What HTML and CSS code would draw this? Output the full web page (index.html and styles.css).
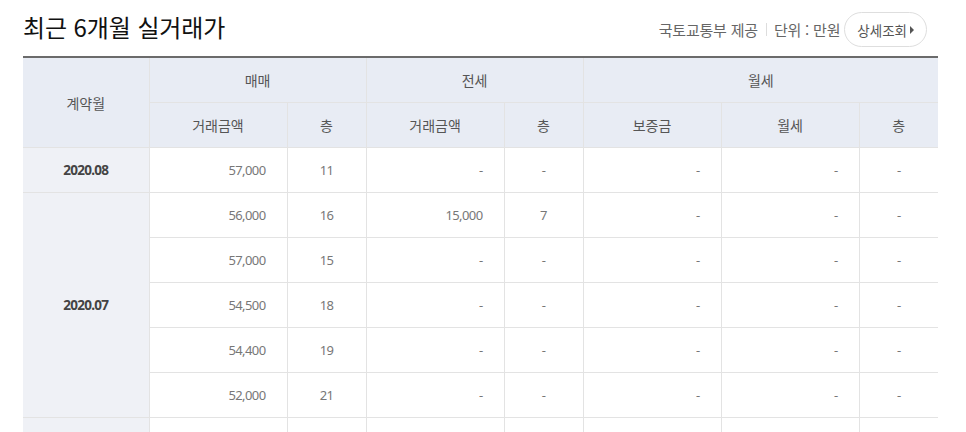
FILE: index.html
```html
<!DOCTYPE html>
<html lang="ko">
<head>
<meta charset="utf-8">
<link rel="stylesheet" href="styles.css">
</head>
<body>
<div class="wrap">
  <div class="head">
    <h2 class="title">최근 6개월 실거래가</h2>
    <div class="meta">
      <span class="src">국토교통부 제공</span>
      <span class="sep"></span>
      <span class="unit">단위 : 만원</span>
      <button class="more">상세조회<span class="tri"></span></button>
    </div>
  </div>
  <table class="tbl">
    <colgroup>
      <col class="c-month"><col class="c-amt"><col class="c-fl"><col class="c-amt"><col class="c-fl"><col class="c-amt"><col class="c-amt"><col class="c-fl">
    </colgroup>
    <thead>
      <tr>
        <th rowspan="2">계약월</th>
        <th colspan="2">매매</th>
        <th colspan="2">전세</th>
        <th colspan="3">월세</th>
      </tr>
      <tr>
        <th>거래금액</th><th>층</th><th>거래금액</th><th>층</th><th>보증금</th><th>월세</th><th>층</th>
      </tr>
    </thead>
    <tbody>
      <tr>
        <td class="month">2020.08</td>
        <td class="r">57,000</td><td>11</td><td class="r">-</td><td>-</td><td class="r">-</td><td class="r">-</td><td>-</td>
      </tr>
      <tr>
        <td class="month" rowspan="5">2020.07</td>
        <td class="r">56,000</td><td>16</td><td class="r">15,000</td><td>7</td><td class="r">-</td><td class="r">-</td><td>-</td>
      </tr>
      <tr>
        <td class="r">57,000</td><td>15</td><td class="r">-</td><td>-</td><td class="r">-</td><td class="r">-</td><td>-</td>
      </tr>
      <tr>
        <td class="r">54,500</td><td>18</td><td class="r">-</td><td>-</td><td class="r">-</td><td class="r">-</td><td>-</td>
      </tr>
      <tr>
        <td class="r">54,400</td><td>19</td><td class="r">-</td><td>-</td><td class="r">-</td><td class="r">-</td><td>-</td>
      </tr>
      <tr>
        <td class="r">52,000</td><td>21</td><td class="r">-</td><td>-</td><td class="r">-</td><td class="r">-</td><td>-</td>
      </tr>
      <tr class="cut">
        <td class="month"></td>
        <td class="r"></td><td></td><td class="r"></td><td></td><td class="r"></td><td class="r"></td><td></td>
      </tr>
    </tbody>
  </table>
</div>
</body>
</html>
```
FILE: styles.css
```css
html, body {
  margin: 0;
  padding: 0;
  background: #fff;
  font-family: "Noto Sans", "Noto Sans CJK KR", sans-serif;
  overflow: hidden;
}
.wrap {
  width: 915px;
  margin-left: 23px;
}
.head {
  height: 56px;
  display: flex;
  align-items: center;
  justify-content: space-between;
}
.title {
  margin: 0 0 4px 0;
  font-family: "Noto Sans CJK KR", sans-serif;
  font-size: 24px;
  font-weight: 400;
  color: #111;
  letter-spacing: -0.1px;
}
.meta {
  display: flex;
  align-items: center;
  font-family: "Noto Sans CJK KR", sans-serif;
  font-size: 15px;
  color: #666;
  margin-right: 11px;
  margin-top: 3px;
  letter-spacing: -0.2px;
}
.sep {
  width: 1px;
  height: 13px;
  background: #ddd;
  margin: 0 7px 0 8px;
}
.more {
  margin-left: 4px;
  height: 35px;
  padding: 0 12px 0 12px;
  border: 1px solid #dedede;
  border-radius: 18px;
  background: #fff;
  font-family: inherit;
  font-size: 13.5px;
  color: #555;
  display: flex;
  align-items: center;
}
.tri {
  display: inline-block;
  width: 0;
  height: 0;
  border-top: 4px solid transparent;
  border-bottom: 4px solid transparent;
  border-left: 4px solid #555;
  margin-left: 3px;
}
.tbl {
  width: 915px;
  border-collapse: collapse;
  table-layout: fixed;
  border-top: 2px solid #6b6b6b;
}
.c-month { width: 126px; }
.c-amt { width: 138px; }
.c-fl { width: 79px; }
.tbl th, .tbl td {
  height: 44px;
  padding: 0;
  border: 1px solid #e3e3e3;
  text-align: center;
  font-size: 14px;
}
.tbl tr > :first-child { border-left: none; }
.tbl tr > :last-child { border-right: none; }
.tbl tbody tr > td.month + td { border-left: 1px solid #e3e3e3; }
.tbl th {
  background: #e8ecf4;
  color: #555;
  font-family: "Noto Sans CJK KR", sans-serif;
  font-weight: 400;
}
.tbl td {
  color: #777;
  font-size: 13px;
  letter-spacing: -0.6px;
}
.tbl td.r {
  text-align: right;
  padding-right: 21px;
}
.tbl td.month {
  background: #eff1f6;
  color: #444;
  font-size: 13.5px;
  font-weight: 700;
  letter-spacing: -0.7px;
}
```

**WORK REQUIRED**
Omit pictures; set down the rest of the material word for word.

**THE RESPONSE**
What HTML and CSS code would draw this? Output the full web page (index.html and styles.css).
FILE: index.html
```html
<!DOCTYPE html>
<html lang="ko">
<head>
<meta charset="utf-8">
<link rel="stylesheet" href="styles.css">
</head>
<body>
<div class="wrap">
  <div class="head">
    <h2 class="title">최근 6개월 실거래가</h2>
    <div class="meta">
      <span class="src">국토교통부 제공</span>
      <span class="sep"></span>
      <span class="unit">단위 : 만원</span>
      <button class="more">상세조회<span class="tri"></span></button>
    </div>
  </div>
  <table class="tbl">
    <colgroup>
      <col class="c-month"><col class="c-amt"><col class="c-fl"><col class="c-amt"><col class="c-fl"><col class="c-amt"><col class="c-amt"><col class="c-fl">
    </colgroup>
    <thead>
      <tr>
        <th rowspan="2">계약월</th>
        <th colspan="2">매매</th>
        <th colspan="2">전세</th>
        <th colspan="3">월세</th>
      </tr>
      <tr>
        <th>거래금액</th><th>층</th><th>거래금액</th><th>층</th><th>보증금</th><th>월세</th><th>층</th>
      </tr>
    </thead>
    <tbody>
      <tr>
        <td class="month">2020.08</td>
        <td class="r">57,000</td><td>11</td><td class="r">-</td><td>-</td><td class="r">-</td><td class="r">-</td><td>-</td>
      </tr>
      <tr>
        <td class="month" rowspan="5">2020.07</td>
        <td class="r">56,000</td><td>16</td><td class="r">15,000</td><td>7</td><td class="r">-</td><td class="r">-</td><td>-</td>
      </tr>
      <tr>
        <td class="r">57,000</td><td>15</td><td class="r">-</td><td>-</td><td class="r">-</td><td class="r">-</td><td>-</td>
      </tr>
      <tr>
        <td class="r">54,500</td><td>18</td><td class="r">-</td><td>-</td><td class="r">-</td><td class="r">-</td><td>-</td>
      </tr>
      <tr>
        <td class="r">54,400</td><td>19</td><td class="r">-</td><td>-</td><td class="r">-</td><td class="r">-</td><td>-</td>
      </tr>
      <tr>
        <td class="r">52,000</td><td>21</td><td class="r">-</td><td>-</td><td class="r">-</td><td class="r">-</td><td>-</td>
      </tr>
      <tr class="cut">
        <td class="month"></td>
        <td class="r"></td><td></td><td class="r"></td><td></td><td class="r"></td><td class="r"></td><td></td>
      </tr>
    </tbody>
  </table>
</div>
</body>
</html>
```
FILE: styles.css
```css
html, body {
  margin: 0;
  padding: 0;
  background: #fff;
  font-family: "Noto Sans", "Noto Sans CJK KR", sans-serif;
  overflow: hidden;
}
.wrap {
  width: 915px;
  margin-left: 23px;
}
.head {
  height: 56px;
  display: flex;
  align-items: center;
  justify-content: space-between;
}
.title {
  margin: 0 0 4px 0;
  font-family: "Noto Sans CJK KR", sans-serif;
  font-size: 24px;
  font-weight: 400;
  color: #111;
  letter-spacing: -0.1px;
}
.meta {
  display: flex;
  align-items: center;
  font-family: "Noto Sans CJK KR", sans-serif;
  font-size: 15px;
  color: #666;
  margin-right: 11px;
  margin-top: 3px;
  letter-spacing: -0.2px;
}
.sep {
  width: 1px;
  height: 13px;
  background: #ddd;
  margin: 0 7px 0 8px;
}
.more {
  margin-left: 4px;
  height: 35px;
  padding: 0 12px 0 12px;
  border: 1px solid #dedede;
  border-radius: 18px;
  background: #fff;
  font-family: inherit;
  font-size: 13.5px;
  color: #555;
  display: flex;
  align-items: center;
}
.tri {
  display: inline-block;
  width: 0;
  height: 0;
  border-top: 4px solid transparent;
  border-bottom: 4px solid transparent;
  border-left: 4px solid #555;
  margin-left: 3px;
}
.tbl {
  width: 915px;
  border-collapse: collapse;
  table-layout: fixed;
  border-top: 2px solid #6b6b6b;
}
.c-month { width: 126px; }
.c-amt { width: 138px; }
.c-fl { width: 79px; }
.tbl th, .tbl td {
  height: 44px;
  padding: 0;
  border: 1px solid #e3e3e3;
  text-align: center;
  font-size: 14px;
}
.tbl tr > :first-child { border-left: none; }
.tbl tr > :last-child { border-right: none; }
.tbl tbody tr > td.month + td { border-left: 1px solid #e3e3e3; }
.tbl th {
  background: #e8ecf4;
  color: #555;
  font-family: "Noto Sans CJK KR", sans-serif;
  font-weight: 400;
}
.tbl td {
  color: #777;
  font-size: 13px;
  letter-spacing: -0.6px;
}
.tbl td.r {
  text-align: right;
  padding-right: 21px;
}
.tbl td.month {
  background: #eff1f6;
  color: #444;
  font-size: 13.5px;
  font-weight: 700;
  letter-spacing: -0.7px;
}
```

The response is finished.